“I can see
things, or I can try to control how things see me. I cannot do both at the same
time.” - Declan Donnellan, The Actor and the Target.
Most of my masters are theatre artists:
actors, directors and designers. Many I
know personally. Many I know only through their words. All are students of
human behavior, dedicated to honesty on the stage, believing that if they play
truthfully, for a moment we—their audience—will transcend our little life
stories and experience our selves within a greater universal story; we will
release control and come fully alive. We will “see.”
Seeing is not as easy as it might seem. Visual artists train for
years to see what is there, not what they think
is there. Seeing requires a return to the time before you had words, concepts, and
definitions for every thing. You’d be amazed at how many colors there are in a
“yellow” #2 pencil when you look past the idea of “yellow pencil” and actually
see the shapes, shadows, and light.
Sometimes I set a chair in front
of my students and ask them what it is. “A chair!” they cry with indignation,
certain I am wasting their time and afraid I will publicly embarrass them. They
have stopped seeing. They think I am asking a trick question (and I am); I have
ceased playing the game of “correct and incorrect” answers—and that can be
dangerous.
I ask, “What could this be in the eyes of a three year old?” The
ideas tumble forth: “A Castle!” “A tunnel!” “A hat!” “A boat!” “A monster!” They
laugh and giggle as each new possibility is offered. They can’t help playing
with the chair, demonstrating each new discovery. They are engaged, a sure sign
that they are seeing.
Creativity is not the domain of The New; it stands firmly in the
land of unimpeded expression where you “see what is there, not what you think
should be there.” Remove the limits. Follow the impulse. There is no trick to
re-inhabiting your innate creativity. You simply have to see again. It takes
work when you are no longer three years old–we’ve all been subjected to the
most rigorous dullness training—but it is worth the effort (even the most
dismal cubicle has possibilities when you show up unfettered).
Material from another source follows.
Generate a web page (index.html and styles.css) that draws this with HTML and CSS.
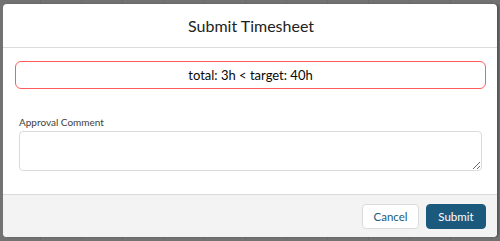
FILE: index.html
```html
<!DOCTYPE html>
<html lang="en">
<head>
  <meta charset="UTF-8">
  <meta name="viewport" content="width=device-width, initial-scale=1.0">
  <title>Submit Timesheet</title>
  <link rel="stylesheet" href="styles.css">
</head>
<body>
  <div class="backdrop">
    <div class="modal">
      <div class="modal-header">
        <h2>Submit Timesheet</h2>
      </div>
      <div class="modal-body">
        <div class="warning">total: 3h &lt; target: 40h</div>
        <label class="field-label" for="comment">Approval Comment</label>
        <textarea id="comment" class="comment"></textarea>
      </div>
      <div class="modal-footer">
        <button class="btn btn-neutral">Cancel</button>
        <button class="btn btn-brand">Submit</button>
      </div>
    </div>
  </div>
</body>
</html>
```

FILE: styles.css
```css
html, body {
  margin: 0;
  height: 100%;
}
body {
  font-family: Lato, "Open Sans", Arial, sans-serif;
  color: #080707;
}
.backdrop {
  height: 100%;
  box-sizing: border-box;
  padding: 4px 3px 4px 3px;
  background-color: #727272;
  background-image: repeating-linear-gradient(90deg, transparent 0, transparent 40px, rgba(0,0,0,0.06) 40px, rgba(0,0,0,0.06) 41px);
}
.modal {
  height: 233px;
  display: flex;
  flex-direction: column;
  background: #fff;
  border-radius: 4px;
  overflow: hidden;
  box-shadow: 2px 0 2px rgba(0,0,0,0.25);
}
.modal-header {
  height: 43px;
  border-bottom: 1px solid #dddbda;
  display: flex;
  align-items: center;
  justify-content: center;
}
.modal-header h2 {
  margin: 0 0 0 2px;
  font-size: 16px;
  font-weight: 400;
  color: #222;
}
.modal-body {
  flex: 1;
  padding: 13px 11px 0 12px;
}
.warning {
  height: 26px;
  border: 1px solid #ff5d5d;
  border-radius: 6px;
  display: flex;
  align-items: center;
  justify-content: center;
  font-size: 13px;
  font-weight: 400;
}
.field-label {
  display: block;
  margin: 27px 0 3px 4px;
  font-size: 10px;
  color: #3e3e3c;
}
.comment {
  display: block;
  box-sizing: border-box;
  width: 463px;
  height: 40px;
  margin-left: 4px;
  border: 1px solid #dddbda;
  border-radius: 4px;
  resize: vertical;
  font-family: inherit;
}
.modal-footer {
  height: 42px;
  border-top: 1px solid #dddbda;
  background: #f3f3f3;
  display: flex;
  align-items: center;
  justify-content: flex-end;
  gap: 7px;
  padding-right: 11px;
}
.btn {
  height: 25px;
  padding: 0 4px;
  border-radius: 4px;
  font-family: inherit;
  font-size: 11.5px;
  cursor: pointer;
}
.btn-neutral {
  background: #fff;
  border: 1px solid #dddbda;
  color: #1b5a7c;
  width: 57px;
}
.btn-brand {
  background: #1c5a7d;
  border: 1px solid #1c5a7d;
  color: #fff;
  width: 60px;
}
```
Of course, there is a flip side to every coin. If you can’t see
the multitude of color and possibilities in a simple yellow #2 pencil it’s a
good bet that you also can’t see the rich complexity of the human
beings who
are sharing the planet with you. I was recently on a small boat in Alaska that came
across a pod of whales. Our excitement was palpable as the whales stayed with
us for several minutes. We ooohed and aaahed and applauded. We were in awe of
them, their world so foreign that we could not take them for granted. I was
overwhelmed with the realization that my fellow passengers and I could not
extend to each other the same specificity of seeing that we granted the whales.
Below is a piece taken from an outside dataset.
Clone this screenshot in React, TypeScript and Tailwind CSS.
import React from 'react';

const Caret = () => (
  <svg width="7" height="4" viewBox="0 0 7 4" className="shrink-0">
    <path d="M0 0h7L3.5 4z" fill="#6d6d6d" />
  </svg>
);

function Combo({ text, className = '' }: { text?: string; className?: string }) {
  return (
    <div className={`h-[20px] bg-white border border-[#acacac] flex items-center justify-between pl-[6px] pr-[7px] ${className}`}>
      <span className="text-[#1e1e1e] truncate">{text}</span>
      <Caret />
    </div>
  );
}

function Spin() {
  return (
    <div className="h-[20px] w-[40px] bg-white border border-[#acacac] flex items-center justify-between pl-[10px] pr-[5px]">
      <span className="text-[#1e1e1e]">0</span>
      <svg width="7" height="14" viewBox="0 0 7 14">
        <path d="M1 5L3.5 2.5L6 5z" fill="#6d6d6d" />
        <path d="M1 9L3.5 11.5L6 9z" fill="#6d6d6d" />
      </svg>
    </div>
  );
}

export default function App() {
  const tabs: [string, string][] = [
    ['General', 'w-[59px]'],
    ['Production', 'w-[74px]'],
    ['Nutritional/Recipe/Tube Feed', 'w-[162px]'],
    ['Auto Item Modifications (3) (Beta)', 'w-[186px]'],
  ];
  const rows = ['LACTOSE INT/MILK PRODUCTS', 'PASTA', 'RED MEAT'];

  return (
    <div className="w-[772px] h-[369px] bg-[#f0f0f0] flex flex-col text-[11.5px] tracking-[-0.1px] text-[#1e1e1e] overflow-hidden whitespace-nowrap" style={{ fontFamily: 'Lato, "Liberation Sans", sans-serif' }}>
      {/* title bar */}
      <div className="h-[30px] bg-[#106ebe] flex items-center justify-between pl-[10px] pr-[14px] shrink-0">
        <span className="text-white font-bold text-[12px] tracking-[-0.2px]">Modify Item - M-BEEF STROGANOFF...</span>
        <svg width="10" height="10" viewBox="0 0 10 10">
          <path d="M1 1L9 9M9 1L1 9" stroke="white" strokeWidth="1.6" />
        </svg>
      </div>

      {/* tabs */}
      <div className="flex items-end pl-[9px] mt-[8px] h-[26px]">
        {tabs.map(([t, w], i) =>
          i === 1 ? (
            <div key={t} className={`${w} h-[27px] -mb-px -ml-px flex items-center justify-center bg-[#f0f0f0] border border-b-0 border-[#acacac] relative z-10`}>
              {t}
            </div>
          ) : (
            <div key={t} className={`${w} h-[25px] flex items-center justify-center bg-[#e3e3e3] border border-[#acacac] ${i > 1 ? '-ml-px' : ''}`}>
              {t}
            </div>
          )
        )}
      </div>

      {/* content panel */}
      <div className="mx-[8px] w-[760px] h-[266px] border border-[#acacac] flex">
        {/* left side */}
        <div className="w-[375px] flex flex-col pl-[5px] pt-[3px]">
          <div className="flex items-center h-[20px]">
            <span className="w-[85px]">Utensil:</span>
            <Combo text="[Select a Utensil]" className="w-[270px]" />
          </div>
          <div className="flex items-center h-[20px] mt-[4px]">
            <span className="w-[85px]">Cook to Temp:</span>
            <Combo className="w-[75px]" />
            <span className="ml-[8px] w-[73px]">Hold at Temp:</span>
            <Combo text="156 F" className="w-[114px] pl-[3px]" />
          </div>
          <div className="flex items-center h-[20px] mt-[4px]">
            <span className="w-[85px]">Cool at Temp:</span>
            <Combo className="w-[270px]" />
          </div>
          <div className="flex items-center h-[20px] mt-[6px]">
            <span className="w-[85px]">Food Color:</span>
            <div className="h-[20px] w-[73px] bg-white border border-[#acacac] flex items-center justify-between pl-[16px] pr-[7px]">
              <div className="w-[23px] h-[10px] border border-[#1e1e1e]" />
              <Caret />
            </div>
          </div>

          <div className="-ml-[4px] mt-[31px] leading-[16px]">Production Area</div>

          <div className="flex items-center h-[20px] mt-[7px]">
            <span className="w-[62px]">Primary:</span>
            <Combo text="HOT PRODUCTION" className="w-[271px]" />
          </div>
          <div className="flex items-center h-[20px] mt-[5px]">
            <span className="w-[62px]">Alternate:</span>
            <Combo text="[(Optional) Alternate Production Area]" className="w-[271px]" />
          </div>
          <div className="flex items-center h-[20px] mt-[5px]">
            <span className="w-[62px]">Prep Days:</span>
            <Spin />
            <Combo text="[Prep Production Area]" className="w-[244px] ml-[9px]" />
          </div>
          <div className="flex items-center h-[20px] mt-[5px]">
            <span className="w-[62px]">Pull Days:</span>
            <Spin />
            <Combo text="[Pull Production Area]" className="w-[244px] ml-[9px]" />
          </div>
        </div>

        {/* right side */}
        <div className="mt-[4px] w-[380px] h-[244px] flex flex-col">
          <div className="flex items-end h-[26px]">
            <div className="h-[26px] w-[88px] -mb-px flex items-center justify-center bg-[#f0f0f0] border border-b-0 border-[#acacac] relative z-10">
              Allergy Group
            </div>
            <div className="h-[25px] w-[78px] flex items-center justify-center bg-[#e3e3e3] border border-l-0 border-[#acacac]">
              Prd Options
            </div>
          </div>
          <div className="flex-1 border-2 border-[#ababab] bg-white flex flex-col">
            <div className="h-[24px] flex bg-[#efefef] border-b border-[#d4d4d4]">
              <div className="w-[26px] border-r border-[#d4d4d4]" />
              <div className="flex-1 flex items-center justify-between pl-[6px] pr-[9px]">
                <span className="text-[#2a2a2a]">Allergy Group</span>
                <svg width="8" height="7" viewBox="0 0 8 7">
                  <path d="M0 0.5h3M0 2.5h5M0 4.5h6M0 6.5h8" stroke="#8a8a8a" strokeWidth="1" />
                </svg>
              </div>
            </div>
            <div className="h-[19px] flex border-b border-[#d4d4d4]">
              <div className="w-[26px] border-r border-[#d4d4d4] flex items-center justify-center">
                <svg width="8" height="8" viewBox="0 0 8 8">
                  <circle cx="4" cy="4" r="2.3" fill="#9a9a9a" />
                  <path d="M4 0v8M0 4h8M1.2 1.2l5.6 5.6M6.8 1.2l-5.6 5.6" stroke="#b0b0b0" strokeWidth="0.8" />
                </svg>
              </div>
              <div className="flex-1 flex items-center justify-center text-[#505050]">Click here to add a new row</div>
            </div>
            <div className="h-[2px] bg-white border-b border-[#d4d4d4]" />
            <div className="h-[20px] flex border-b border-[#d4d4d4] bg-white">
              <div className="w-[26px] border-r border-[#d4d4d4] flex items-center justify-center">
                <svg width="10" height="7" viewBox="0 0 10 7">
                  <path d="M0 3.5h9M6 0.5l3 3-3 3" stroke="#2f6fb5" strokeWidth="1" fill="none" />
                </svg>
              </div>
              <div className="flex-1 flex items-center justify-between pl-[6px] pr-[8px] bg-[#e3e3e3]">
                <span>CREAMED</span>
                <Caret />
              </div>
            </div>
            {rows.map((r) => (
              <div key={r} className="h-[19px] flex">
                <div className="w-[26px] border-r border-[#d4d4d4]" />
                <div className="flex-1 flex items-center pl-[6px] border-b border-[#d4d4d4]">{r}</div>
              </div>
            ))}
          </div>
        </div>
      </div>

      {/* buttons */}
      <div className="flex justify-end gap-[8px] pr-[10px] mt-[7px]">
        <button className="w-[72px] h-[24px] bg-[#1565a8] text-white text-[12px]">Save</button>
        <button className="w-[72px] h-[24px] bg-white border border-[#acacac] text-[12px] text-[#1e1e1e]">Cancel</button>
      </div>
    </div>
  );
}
We don’t see each other. In workshops, Patti and I often do an exercise in
which people are gently led into the experience of simply being present with
one another. They see and allow themselves to be seen. It is difficult,
frightening, sometimes impossible, but always awe-some when achieved.
Theatre artists know this. Like visual artists they work hard at
seeing—which helps them learn how to be seen. They learn how to be present and,
therefore, available with each other (this is what is meant by playing
truthfully). Magically, if actors are present with each other on the stage, the
audience, as a single body, will become present and available, too. Everyone
involved will forget about themselves and look out to the other. They see. They
reach. They join. If the actors are dishonest, pretending, then the audience
will remain a gathering of individuals that might be entertained but will never
be transformed.
“Change does happen to
us, but we change when we see things more as they are. It is to do with a
change in direction. When we see things for what they are, we become realigned
automatically. Change, transformation, metamorphosis are out of our control.” -Declan
Donnellan, The Actor and the Target
The rules that apply on the
stage also apply off the stage. If change is what you seek, availability and
seeing are good places to start. Two rules for the stage: 1) “You can never change
how another person sees you”; and 2) “Act on what comes to you, not what you
think should come to you.” In other words, let
go of control. Relinquish you
dullness training. Engage. You never know what you might see.